Forecasting the Positive Component
If we are able to use machine intelligence to lay in the pattern of non-positive demand points, then the demand planner will have a significant number of options at her disposal to calculate the forecast for the positive component. Remember one of the characteristics of the Intermittent Demand time-series is that: The time-series does NOT exhibit any seasonal behavior. Therefore, we could apply a non-seasonal exponential model (either NN or LN) to the remaining points. Another option would be to use one of the simpler models like the Simple Moving Average (SMA) or even the Same as Last Year (SALY) or SALY with growth if growth can indeed be detected. The point here is that there are several tools in the demand planner’s tool-kit for solving this part of the problem.
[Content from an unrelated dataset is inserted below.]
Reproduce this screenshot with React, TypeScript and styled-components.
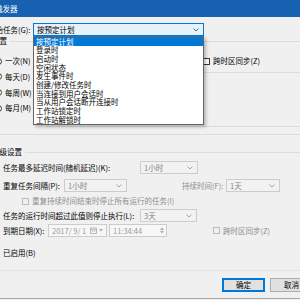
import React from 'react';
import styled, { createGlobalStyle } from 'styled-components';

const GlobalStyle = createGlobalStyle`
  html, body {
    margin: 0;
    padding: 0;
    background: #f0f0f0;
    overflow: hidden;
  }
  body {
    font-family: "Noto Sans CJK SC", "Microsoft YaHei", sans-serif;
    font-size: 7.5px;
    color: #000;
  }
`;

const Window = styled.div`
  position: relative;
  width: 300px;
  height: 298px;
  overflow: hidden;
  display: flex;
  flex-direction: column;
  background: #f0f0f0;
  border-bottom: 1px solid #a8a8a8;
  white-space: nowrap;
`;

const TitleBar = styled.div`
  flex: none;
  height: 17px;
  background: #1762b0;
  color: #fff;
  display: flex;
  align-items: center;
`;

const Title = styled.span`
  margin-left: -20px;
`;

const Row = styled.div<{ $h: number; $top: number }>`
  flex: none;
  display: flex;
  align-items: center;
  height: ${p => p.$h}px;
  margin-top: ${p => p.$top}px;
`;

const Label = styled.span<{ $x?: number; $w?: number; $muted?: boolean }>`
  flex: none;
  margin-left: ${p => p.$x ?? 0}px;
  width: ${p => (p.$w ? `${p.$w}px` : 'auto')};
  color: ${p => (p.$muted ? '#8d8d8d' : '#000')};
  line-height: 1;
`;

const Combo = styled.div<{ $w: number; $x?: number; $active?: boolean }>`
  flex: none;
  position: relative;
  box-sizing: border-box;
  width: ${p => p.$w}px;
  height: 100%;
  margin-left: ${p => p.$x ?? 0}px;
  display: flex;
  align-items: center;
  padding-left: 3px;
  border: 1px solid ${p => (p.$active ? '#0078d7' : '#cccccc')};
  background: ${p => (p.$active ? '#e5f1fb' : '#f2f2f2')};
  color: ${p => (p.$active ? '#000' : '#838383')};
  line-height: 1;
`;

const Chevron = styled.svg`
  position: absolute;
  right: 4px;
  top: 50%;
  margin-top: -1.5px;
`;

const DropList = styled.ul`
  position: absolute;
  left: 33px;
  top: 36px;
  width: 171px;
  margin: 0;
  padding: 0;
  list-style: none;
  box-sizing: border-box;
  border: 1px solid #646464;
  background: #fff;
  box-shadow: 2px 2px 3px rgba(0, 0, 0, 0.25);
  z-index: 5;
`;

const DropItem = styled.li<{ $selected?: boolean }>`
  height: 8.7px;
  display: flex;
  align-items: center;
  padding-left: 2px;
  line-height: 1;
  background: ${p => (p.$selected ? '#0078d7' : 'transparent')};
  color: ${p => (p.$selected ? '#fff' : '#000')};
`;

const Caption = styled.div<{ $top: number }>`
  flex: none;
  display: flex;
  align-items: center;
  height: 8px;
  margin-top: ${p => p.$top}px;
`;

const CaptionLine = styled.div`
  flex: 1;
  height: 1px;
  margin-left: 3px;
  background: #dcdcdc;
`;

const SettingsBody = styled.div`
  flex: none;
  display: flex;
  height: 90px;
  border-bottom: 1px solid #dcdcdc;
  box-sizing: border-box;
`;

const RadioColumn = styled.div`
  flex: none;
  width: 48px;
  margin-left: -6px;
  margin-bottom: 7px;
  padding-top: 10px;
  box-sizing: border-box;
  border-right: 1px solid #dcdcdc;
  display: flex;
  flex-direction: column;
  gap: 3.7px;
`;

const RadioItem = styled.div`
  height: 12px;
  display: flex;
  align-items: center;
  gap: 3px;
  margin-left: 1px;
  line-height: 1;
`;

const RadioDot = styled.span`
  flex: none;
  width: 7px;
  height: 7px;
  box-sizing: border-box;
  border-radius: 50%;
  border: 1px solid #333;
  background: #fff;
`;

const RightColumn = styled.div`
  flex: 1;
  display: flex;
  flex-direction: column;
  padding-left: 4px;
`;

const StartRow = styled.div`
  flex: none;
  height: 10px;
  margin-top: 11px;
  display: flex;
  align-items: center;
`;

const HLine = styled.div<{ $top: number }>`
  flex: none;
  height: 1px;
  margin-top: ${p => p.$top}px;
  background: #dcdcdc;
`;

const Panel = styled.div`
  flex: 1;
  margin-top: 3px;
  margin-bottom: 7px;
  margin-right: -20px;
  border: 1px solid #dcdcdc;
  border-top: none;
`;

const Check = styled.label<{ $x?: number; $muted?: boolean }>`
  flex: none;
  display: flex;
  align-items: center;
  gap: 3px;
  margin-left: ${p => p.$x ?? 0}px;
  color: ${p => (p.$muted ? '#8d8d8d' : '#000')};
  line-height: 1;
`;

const CheckBox = styled.span<{ $muted?: boolean }>`
  flex: none;
  width: 7px;
  height: 7px;
  box-sizing: border-box;
  border: 1px solid ${p => (p.$muted ? '#bcbcbc' : '#333')};
  background: ${p => (p.$muted ? '#f0f0f0' : '#fff')};
`;

const DateBox = styled.div<{ $w: number; $x?: number }>`
  flex: none;
  position: relative;
  box-sizing: border-box;
  width: ${p => p.$w}px;
  height: 100%;
  margin-left: ${p => p.$x ?? 0}px;
  display: flex;
  align-items: center;
  padding-left: 3px;
  border: 1px solid #cccccc;
  background: #f7f7f7;
  color: #9a9a9a;
  line-height: 1;
`;

const PickerIcons = styled.div`
  position: absolute;
  right: 3px;
  top: 0;
  bottom: 0;
  display: flex;
  align-items: center;
  gap: 2px;
`;

const Spinner = styled.div`
  position: absolute;
  right: 1px;
  top: 1px;
  bottom: 1px;
  width: 6px;
  display: flex;
  flex-direction: column;
  justify-content: space-around;
  align-items: center;
`;

const Footer = styled.div`
  flex: none;
  margin-top: 12px;
  margin-right: -13px;
  padding-top: 7px;
  border-top: 1px solid #e3e3e3;
  display: flex;
  justify-content: flex-end;
  gap: 5px;
`;

const Button = styled.button<{ $primary?: boolean }>`
  width: 43px;
  height: 14px;
  padding: 0;
  font: inherit;
  line-height: 1;
  color: #000;
  background: #e1e1e1;
  border: 1px solid ${p => (p.$primary ? '#0078d7' : '#adadad')};
  box-shadow: ${p => (p.$primary ? 'inset 0 0 0 1px #0078d7' : 'none')};
`;

const ChevronIcon = ({ color }: { color: string }) => (
  <Chevron width="6" height="4" viewBox="0 0 6 4">
    <polyline points="0.5,0.5 3,3 5.5,0.5" fill="none" stroke={color} strokeWidth="0.9" />
  </Chevron>
);

const triggers = [
  '按预定计划',
  '登录时',
  '启动时',
  '空闲状态',
  '发生事件时',
  '创建/修改任务时',
  '当连接到用户会话时',
  '当从用户会话断开连接时',
  '工作站锁定时',
  '工作站解锁时',
];

const radios = ['一次(N)', '每天(D)', '每周(W)', '每月(M)'];

const App = () => (
  <Window>
    <GlobalStyle />
    <TitleBar>
      <Title>新建触发器</Title>
    </TitleBar>

    <Row $h={13} $top={6}>
      <Label $x={-12} $w={45}>开始任务(G):</Label>
      <Combo $w={171} $active>
        按预定计划
        <ChevronIcon color="#555" />
      </Combo>
    </Row>

    <Caption $top={1}>
      <Label $x={-8}>设置</Label>
      <CaptionLine />
    </Caption>
    <SettingsBody>
      <RadioColumn>
        {radios.map(r => (
          <RadioItem key={r}>
            <RadioDot />
            {r}
          </RadioItem>
        ))}
      </RadioColumn>
      <RightColumn>
        {/* start date/time sit under the open list; only the checkbox shows */}
        <StartRow>
          <Check $x={157}>
            <CheckBox />
            跨时区同步(Z)
          </Check>
        </StartRow>
        <HLine $top={6} />
        <Panel />
      </RightColumn>
    </SettingsBody>

    <Caption $top={13}>
      <Label $x={-8}>高级设置</Label>
      <CaptionLine />
    </Caption>

    <Row $h={13} $top={5}>
      <Label $x={3} $w={137}>任务最多延迟时间(随机延迟)(K):</Label>
      <Combo $w={58}>
        1小时
        <ChevronIcon color="#9a9a9a" />
      </Combo>
    </Row>
    <Row $h={13} $top={5}>
      <Label $x={3} $w={61}>重复任务间隔(P):</Label>
      <Combo $w={63}>
        1小时
        <ChevronIcon color="#9a9a9a" />
      </Combo>
      <Label $x={55} $w={44} $muted>持续时间(F):</Label>
      <Combo $w={54}>
        1天
        <ChevronIcon color="#9a9a9a" />
      </Combo>
    </Row>
    <Row $h={10} $top={4}>
      <Check $x={22} $muted>
        <CheckBox $muted />
        重复持续时间结束时停止所有运行的任务(I)
      </Check>
    </Row>
    <Row $h={13} $top={3}>
      <Label $x={3} $w={137}>任务的运行时间超过此值则停止执行(L):</Label>
      <Combo $w={57}>
        3天
        <ChevronIcon color="#9a9a9a" />
      </Combo>
    </Row>
    <Row $h={13} $top={2}>
      <Label $x={3} $w={45}>到期日期(X):</Label>
      <DateBox $w={59}>
        2017/ 9/ 1
        <PickerIcons>
          <svg width="7" height="7" viewBox="0 0 7 7">
            <rect x="0.5" y="1" width="6" height="5.5" fill="none" stroke="#a8a8a8" strokeWidth="0.8" />
            <line x1="0.5" y1="2.6" x2="6.5" y2="2.6" stroke="#a8a8a8" strokeWidth="0.8" />
            <rect x="2" y="3.6" width="1.2" height="1" fill="#a8a8a8" />
            <rect x="4" y="3.6" width="1.2" height="1" fill="#a8a8a8" />
          </svg>
          <svg width="4" height="3" viewBox="0 0 4 3">
            <polygon points="0,0 4,0 2,2.5" fill="#a8a8a8" />
          </svg>
        </PickerIcons>
      </DateBox>
      <DateBox $w={58} $x={2}>
        11:34:44
        <Spinner>
          <svg width="4" height="3" viewBox="0 0 4 3">
            <polygon points="0,3 4,3 2,0.5" fill="#a8a8a8" />
          </svg>
          <svg width="4" height="3" viewBox="0 0 4 3">
            <polygon points="0,0 4,0 2,2.5" fill="#a8a8a8" />
          </svg>
        </Spinner>
      </DateBox>
      <Check $x={46} $muted>
        <CheckBox $muted />
        跨时区同步(Z)
      </Check>
    </Row>
    <Row $h={10} $top={11}>
      <Label $x={3}>已启用(B)</Label>
    </Row>

    <Footer>
      <Button $primary>确定</Button>
      <Button>取消</Button>
    </Footer>

    <DropList>
      {triggers.map((t, i) => (
        <DropItem key={t} $selected={i === 0}>
          {t}
        </DropItem>
      ))}
    </DropList>
  </Window>
);

export default App;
While this article in no means attempts to disparage the brilliant work that has been done by Croston, we at Anamind are always seeking better ways to fit the forecast as close to actual demand with the proper lead time to improve performance in the Supply Chain. Croston’s will do a fine job by providing a level forecast to build inventory for the peaks of demand and maintain lower levels of inventory for those periods in which no demand occurs. However, a more accurate forecast on these time-series will further reduce the investment in working capital via maintenance of safety stock.
I will close with a quote from Charles Chase, a very respected demand planning expert:
‘The objective of demand-driven forecast is to predict unconstrained demand as accurately as possible. This would include predicting the peaks and valleys that resonate in true demand. When we smooth the forecasts, we normally overlook the peaks and valleys.’
Charles Chase, “Demand-Driven Forecasting – A Structured Approach to Forecasting” pp. 142
I am excited to hear from you on improvements to these thoughts. I thank you for reading this article.